EXERCISE: Set down the full listing exactly as given. Any pictures are to be left out.

GIVEN INFORMATION:
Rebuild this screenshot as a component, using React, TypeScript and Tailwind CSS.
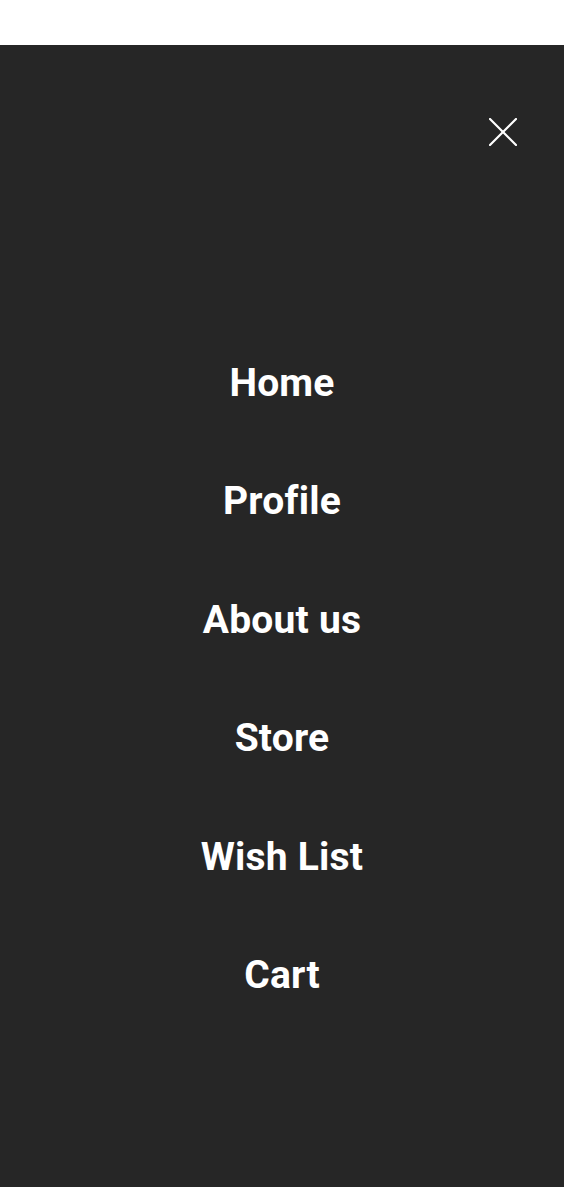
const LINKS = ["Home", "Profile", "About us", "Store", "Wish List", "Cart"];

function CloseIcon() {
  return (
    <svg width="28" height="28" viewBox="0 0 28 28" fill="none" stroke="white" strokeWidth="2.2" strokeLinecap="round">
      <path d="M1 1L27 27" />
      <path d="M27 1L1 27" />
    </svg>
  );
}

export default function App() {
  return (
    <div className="flex min-h-[1187px] flex-col bg-white" style={{ fontFamily: "Roboto, 'Liberation Sans', sans-serif" }}>
      <div className="h-[45px] bg-white" />
      <div className="flex flex-1 flex-col bg-[#262626]">
        <div className="flex justify-end pr-[47px] pt-[73px]">
          <button type="button" aria-label="Close menu" className="block">
            <CloseIcon />
          </button>
        </div>
        <nav className="mt-[178px] flex flex-col">
          {LINKS.map((l) => (
            <a
              key={l}
              href="#"
              className="flex h-[118.4px] items-center justify-center text-[39px] font-bold tracking-[0.2px] text-white"
            >
              {l}
            </a>
          ))}
        </nav>
      </div>
    </div>
  );
}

EXERCISE RESPONSE:
Rebuild this screenshot as a component, using React, TypeScript and Tailwind CSS.
const LINKS = ["Home", "Profile", "About us", "Store", "Wish List", "Cart"];

function CloseIcon() {
  return (
    <svg width="28" height="28" viewBox="0 0 28 28" fill="none" stroke="white" strokeWidth="2.2" strokeLinecap="round">
      <path d="M1 1L27 27" />
      <path d="M27 1L1 27" />
    </svg>
  );
}

export default function App() {
  return (
    <div className="flex min-h-[1187px] flex-col bg-white" style={{ fontFamily: "Roboto, 'Liberation Sans', sans-serif" }}>
      <div className="h-[45px] bg-white" />
      <div className="flex flex-1 flex-col bg-[#262626]">
        <div className="flex justify-end pr-[47px] pt-[73px]">
          <button type="button" aria-label="Close menu" className="block">
            <CloseIcon />
          </button>
        </div>
        <nav className="mt-[178px] flex flex-col">
          {LINKS.map((l) => (
            <a
              key={l}
              href="#"
              className="flex h-[118.4px] items-center justify-center text-[39px] font-bold tracking-[0.2px] text-white"
            >
              {l}
            </a>
          ))}
        </nav>
      </div>
    </div>
  );
}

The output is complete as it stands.